Asked if he expects a strong farmer vote for Donald Trump if the former president – who provided record government subsidies to farmers during his 2017-2021 term – is successful in his bid to run for the 2024 US presidential election, Assoc Prof Coppess replied:

“All we know at the moment is polling results show he continues to have strength in rural America, which would include a significant number of farmers.

“I also know farmers who did not, and will not, vote for him.

“As for the previous payments, I think that would be a factor. Farmers are likely to recall that he issued large amounts of payments but also disrupted trade.”

Conservation policy

Asked how another Trump presidency could potentially impact Farm Bill conservation policy into the future, he replied: “I would say with another Trump presidency all bets are off. I don’t see a scenario in which his return to the White House wouldn’t have catastrophic consequences for our system of government and our actions on climate change.
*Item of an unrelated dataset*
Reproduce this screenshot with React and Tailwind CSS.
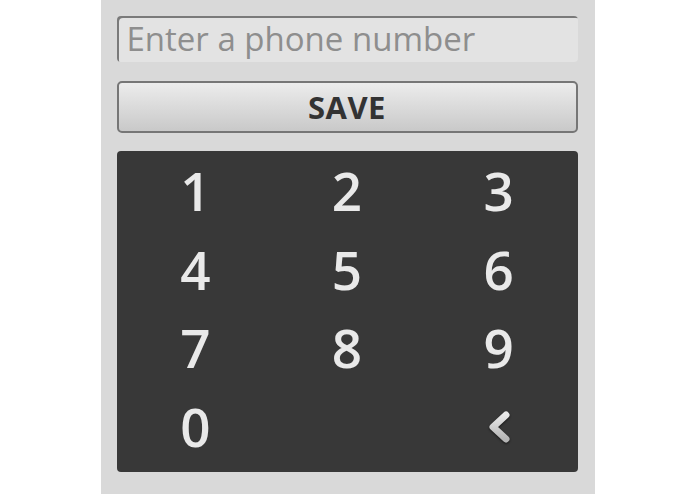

Jonathan Coppess, associate professor of agricultural policy and law, at the University of Illinois at Urbana-Champaign. \ Claire McCormack

“I believe we would see a further significant shift away from sustainability and conservation.

“But they would have to be careful on this too because you still have demand from farmers to improve the conservation status of their farms and consumers here are starting to have higher expectations for conservation measures to be used on farms too.

“Under another Biden presidency, we’d probably see a continued push towards addressing climate change and probably some incremental increased spending in conservation to improve on that, but I still don’t see any major shift in the Farm Bill in the short term because it’s so difficult to push it through Congress.”